## Material
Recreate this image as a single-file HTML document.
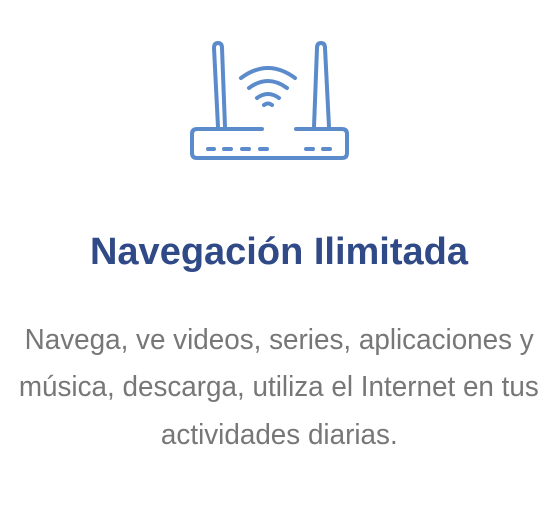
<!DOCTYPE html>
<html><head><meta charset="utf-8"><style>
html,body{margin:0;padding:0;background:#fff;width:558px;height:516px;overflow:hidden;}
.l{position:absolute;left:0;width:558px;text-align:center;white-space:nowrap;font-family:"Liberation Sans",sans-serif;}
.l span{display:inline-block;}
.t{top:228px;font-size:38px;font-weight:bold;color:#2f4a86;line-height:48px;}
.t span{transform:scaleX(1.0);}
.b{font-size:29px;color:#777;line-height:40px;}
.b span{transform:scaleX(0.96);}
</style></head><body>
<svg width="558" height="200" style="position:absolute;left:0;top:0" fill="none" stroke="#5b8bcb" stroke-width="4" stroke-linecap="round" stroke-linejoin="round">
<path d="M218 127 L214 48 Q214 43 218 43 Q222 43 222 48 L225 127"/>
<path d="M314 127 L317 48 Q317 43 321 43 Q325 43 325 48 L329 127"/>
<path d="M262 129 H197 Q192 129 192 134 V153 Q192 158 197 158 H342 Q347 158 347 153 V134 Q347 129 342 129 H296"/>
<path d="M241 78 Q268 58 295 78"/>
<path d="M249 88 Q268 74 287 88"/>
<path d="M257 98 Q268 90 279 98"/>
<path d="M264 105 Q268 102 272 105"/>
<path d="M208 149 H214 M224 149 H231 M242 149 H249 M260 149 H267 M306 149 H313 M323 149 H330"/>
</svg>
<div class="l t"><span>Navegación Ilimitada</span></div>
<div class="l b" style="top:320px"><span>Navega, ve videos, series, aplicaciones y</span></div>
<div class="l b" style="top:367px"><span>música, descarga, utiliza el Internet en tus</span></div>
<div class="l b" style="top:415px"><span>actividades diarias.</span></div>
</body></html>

## Task directions
Please transcribe the material above exactly as written. Leave the pictures out.

## Task output
Recreate this image as a single-file HTML document.
<!DOCTYPE html>
<html><head><meta charset="utf-8"><style>
html,body{margin:0;padding:0;background:#fff;width:558px;height:516px;overflow:hidden;}
.l{position:absolute;left:0;width:558px;text-align:center;white-space:nowrap;font-family:"Liberation Sans",sans-serif;}
.l span{display:inline-block;}
.t{top:228px;font-size:38px;font-weight:bold;color:#2f4a86;line-height:48px;}
.t span{transform:scaleX(1.0);}
.b{font-size:29px;color:#777;line-height:40px;}
.b span{transform:scaleX(0.96);}
</style></head><body>
<svg width="558" height="200" style="position:absolute;left:0;top:0" fill="none" stroke="#5b8bcb" stroke-width="4" stroke-linecap="round" stroke-linejoin="round">
<path d="M218 127 L214 48 Q214 43 218 43 Q222 43 222 48 L225 127"/>
<path d="M314 127 L317 48 Q317 43 321 43 Q325 43 325 48 L329 127"/>
<path d="M262 129 H197 Q192 129 192 134 V153 Q192 158 197 158 H342 Q347 158 347 153 V134 Q347 129 342 129 H296"/>
<path d="M241 78 Q268 58 295 78"/>
<path d="M249 88 Q268 74 287 88"/>
<path d="M257 98 Q268 90 279 98"/>
<path d="M264 105 Q268 102 272 105"/>
<path d="M208 149 H214 M224 149 H231 M242 149 H249 M260 149 H267 M306 149 H313 M323 149 H330"/>
</svg>
<div class="l t"><span>Navegación Ilimitada</span></div>
<div class="l b" style="top:320px"><span>Navega, ve videos, series, aplicaciones y</span></div>
<div class="l b" style="top:367px"><span>música, descarga, utiliza el Internet en tus</span></div>
<div class="l b" style="top:415px"><span>actividades diarias.</span></div>
</body></html>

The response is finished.